## START

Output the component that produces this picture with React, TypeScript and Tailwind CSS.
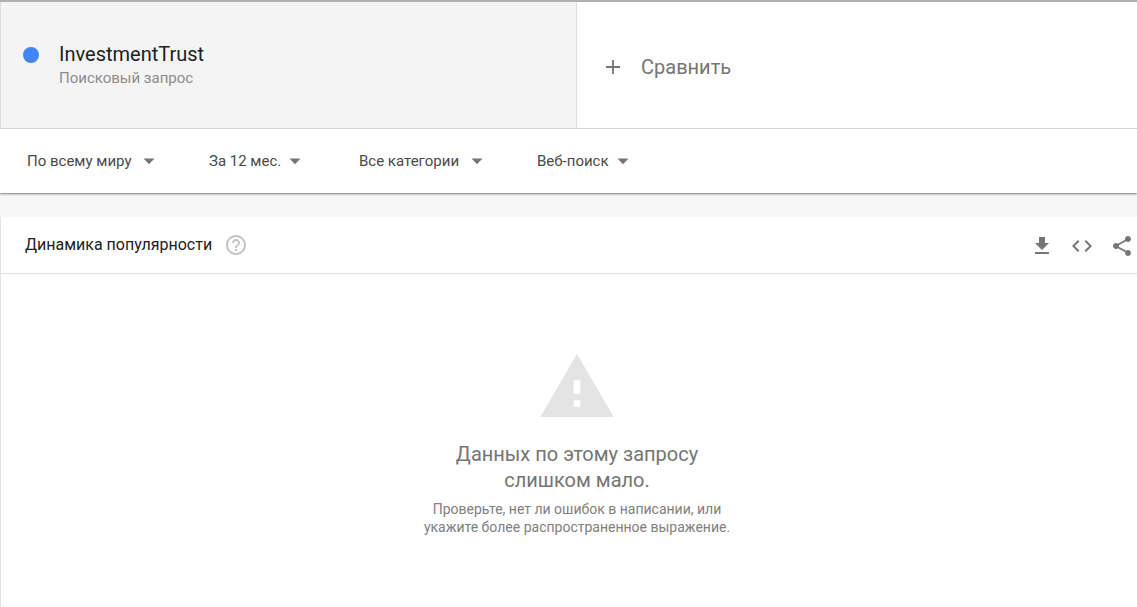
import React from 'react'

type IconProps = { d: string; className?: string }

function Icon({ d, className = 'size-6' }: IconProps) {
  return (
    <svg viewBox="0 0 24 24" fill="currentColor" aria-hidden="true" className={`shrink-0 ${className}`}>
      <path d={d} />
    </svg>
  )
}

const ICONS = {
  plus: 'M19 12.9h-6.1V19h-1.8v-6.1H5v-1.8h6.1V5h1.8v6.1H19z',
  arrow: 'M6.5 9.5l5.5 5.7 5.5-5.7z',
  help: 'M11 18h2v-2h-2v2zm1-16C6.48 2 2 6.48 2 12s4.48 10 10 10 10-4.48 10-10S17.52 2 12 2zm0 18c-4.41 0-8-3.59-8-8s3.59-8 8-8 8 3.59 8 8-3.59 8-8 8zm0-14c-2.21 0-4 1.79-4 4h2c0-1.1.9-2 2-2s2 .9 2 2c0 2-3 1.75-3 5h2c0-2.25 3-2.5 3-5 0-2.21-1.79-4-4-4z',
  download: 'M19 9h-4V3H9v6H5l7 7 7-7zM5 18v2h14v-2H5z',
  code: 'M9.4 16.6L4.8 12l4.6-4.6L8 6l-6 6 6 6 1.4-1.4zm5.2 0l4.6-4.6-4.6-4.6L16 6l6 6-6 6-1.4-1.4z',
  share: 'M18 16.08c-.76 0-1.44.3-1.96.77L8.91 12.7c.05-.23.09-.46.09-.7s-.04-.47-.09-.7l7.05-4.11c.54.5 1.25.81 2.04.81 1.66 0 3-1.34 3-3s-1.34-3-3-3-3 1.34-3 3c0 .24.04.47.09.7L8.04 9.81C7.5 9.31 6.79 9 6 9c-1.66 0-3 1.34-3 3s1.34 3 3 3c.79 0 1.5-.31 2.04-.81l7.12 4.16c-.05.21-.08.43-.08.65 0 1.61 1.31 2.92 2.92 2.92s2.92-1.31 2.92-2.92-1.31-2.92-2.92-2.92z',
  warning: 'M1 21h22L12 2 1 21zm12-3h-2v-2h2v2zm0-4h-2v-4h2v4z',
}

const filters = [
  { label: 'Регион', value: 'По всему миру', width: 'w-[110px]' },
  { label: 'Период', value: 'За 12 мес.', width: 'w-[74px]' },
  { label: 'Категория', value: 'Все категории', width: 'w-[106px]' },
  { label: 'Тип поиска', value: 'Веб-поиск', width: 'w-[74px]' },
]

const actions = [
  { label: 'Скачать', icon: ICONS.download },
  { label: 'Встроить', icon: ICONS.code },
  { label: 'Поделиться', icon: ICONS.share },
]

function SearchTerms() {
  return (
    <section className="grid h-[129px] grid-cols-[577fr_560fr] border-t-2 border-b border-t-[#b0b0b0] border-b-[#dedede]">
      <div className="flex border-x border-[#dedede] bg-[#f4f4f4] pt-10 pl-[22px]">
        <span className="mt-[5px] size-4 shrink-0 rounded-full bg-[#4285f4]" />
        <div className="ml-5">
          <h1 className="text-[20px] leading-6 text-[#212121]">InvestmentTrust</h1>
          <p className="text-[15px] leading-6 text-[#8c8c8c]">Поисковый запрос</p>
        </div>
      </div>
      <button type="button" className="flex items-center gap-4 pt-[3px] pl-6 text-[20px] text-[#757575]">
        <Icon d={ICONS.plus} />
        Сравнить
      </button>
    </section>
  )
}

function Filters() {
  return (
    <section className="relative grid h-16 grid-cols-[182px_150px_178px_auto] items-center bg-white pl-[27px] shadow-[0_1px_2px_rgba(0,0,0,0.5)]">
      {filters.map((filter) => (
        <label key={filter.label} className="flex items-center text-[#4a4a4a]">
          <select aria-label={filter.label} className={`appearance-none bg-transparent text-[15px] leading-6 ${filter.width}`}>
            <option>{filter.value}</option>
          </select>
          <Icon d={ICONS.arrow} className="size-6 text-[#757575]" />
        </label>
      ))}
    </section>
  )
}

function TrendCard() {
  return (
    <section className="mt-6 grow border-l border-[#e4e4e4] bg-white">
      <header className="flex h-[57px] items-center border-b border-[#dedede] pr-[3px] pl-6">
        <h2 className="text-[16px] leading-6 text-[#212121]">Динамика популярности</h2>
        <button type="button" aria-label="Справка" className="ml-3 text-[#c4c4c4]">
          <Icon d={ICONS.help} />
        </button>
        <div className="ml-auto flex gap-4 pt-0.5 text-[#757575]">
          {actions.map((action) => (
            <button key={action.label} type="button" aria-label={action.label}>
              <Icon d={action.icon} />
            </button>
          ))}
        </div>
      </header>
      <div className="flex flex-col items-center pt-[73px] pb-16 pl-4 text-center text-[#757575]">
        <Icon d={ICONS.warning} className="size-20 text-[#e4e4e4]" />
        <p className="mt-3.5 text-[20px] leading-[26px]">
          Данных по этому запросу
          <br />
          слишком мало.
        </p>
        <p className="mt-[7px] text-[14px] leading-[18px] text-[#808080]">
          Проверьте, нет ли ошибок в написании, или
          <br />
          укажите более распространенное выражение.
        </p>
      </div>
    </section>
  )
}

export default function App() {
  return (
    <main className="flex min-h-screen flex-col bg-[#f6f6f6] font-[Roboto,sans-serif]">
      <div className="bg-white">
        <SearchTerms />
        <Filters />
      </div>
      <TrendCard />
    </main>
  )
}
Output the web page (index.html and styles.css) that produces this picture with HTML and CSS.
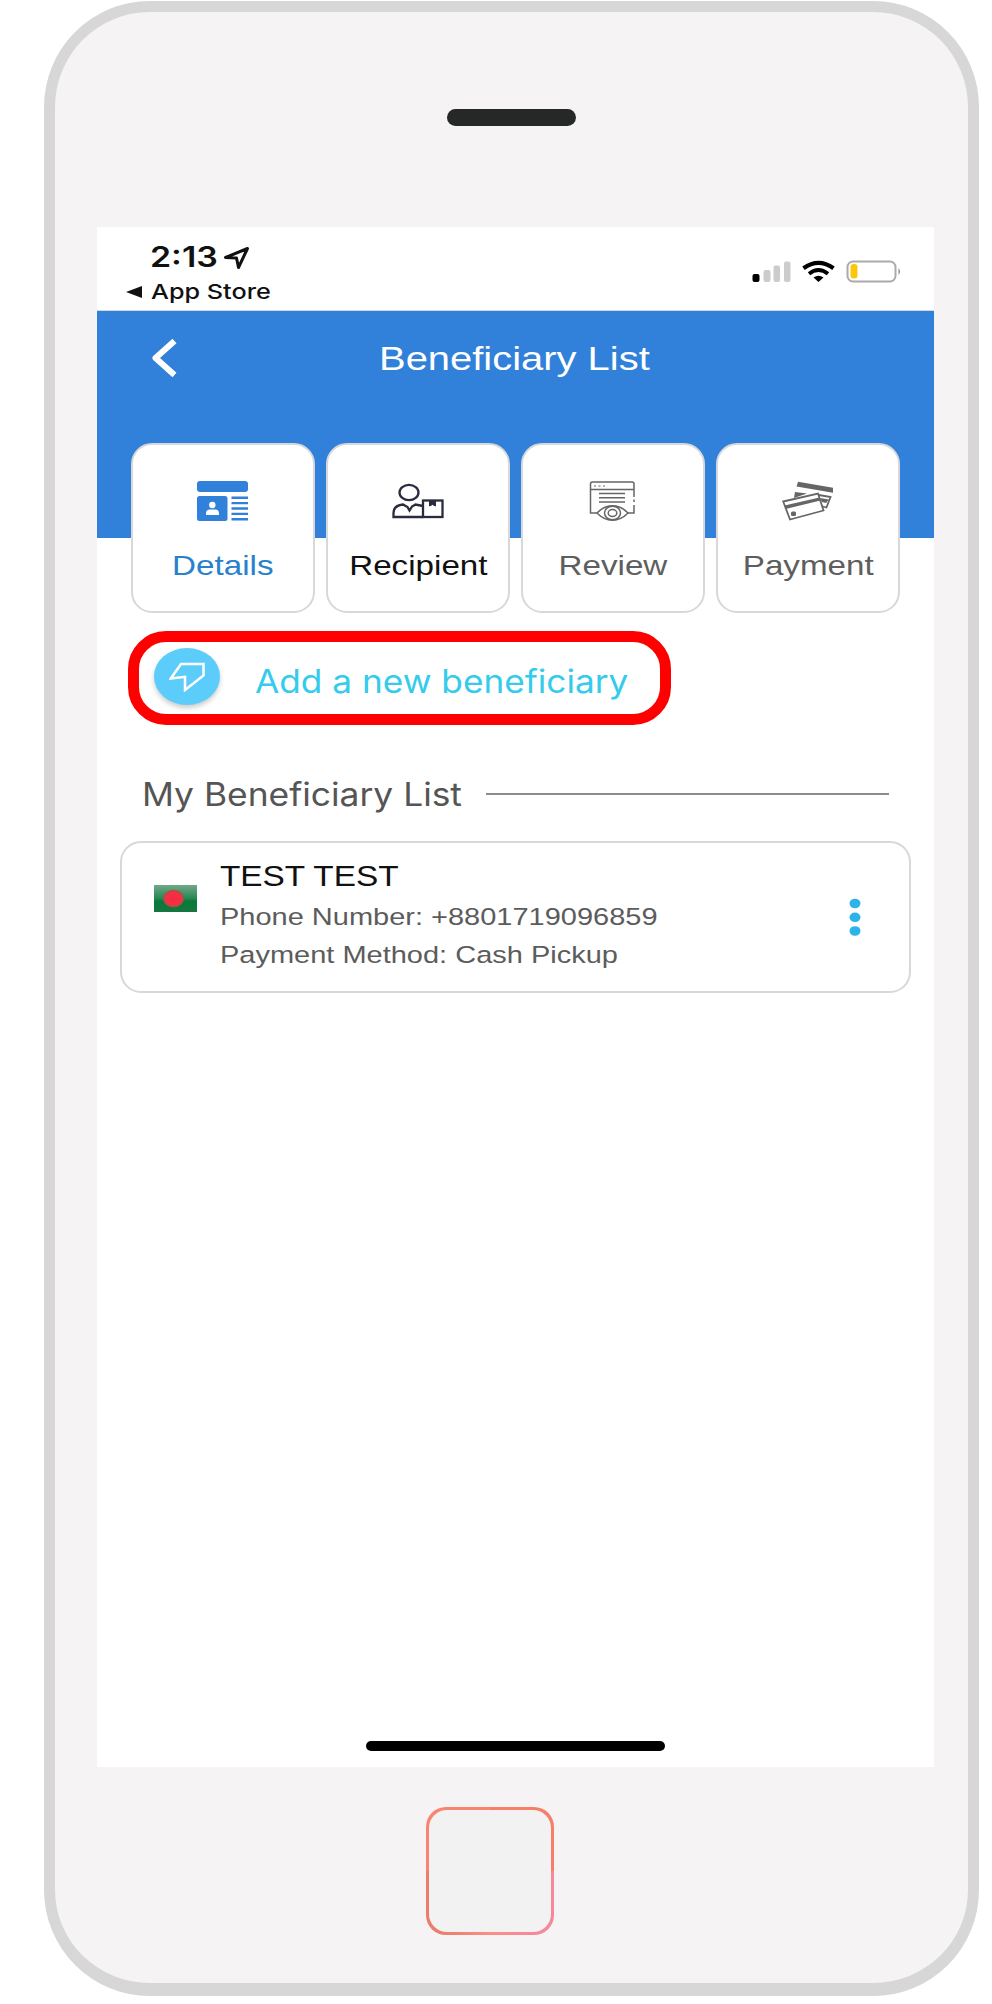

## END

Given instruction – All lines from the start of the entries above through the line containing "string; className?: string" are to be given again exactly; the pictures are not.

Solution for this exercise –
Output the component that produces this picture with React, TypeScript and Tailwind CSS.
import React from 'react'

type IconProps = { d: string; className?: string }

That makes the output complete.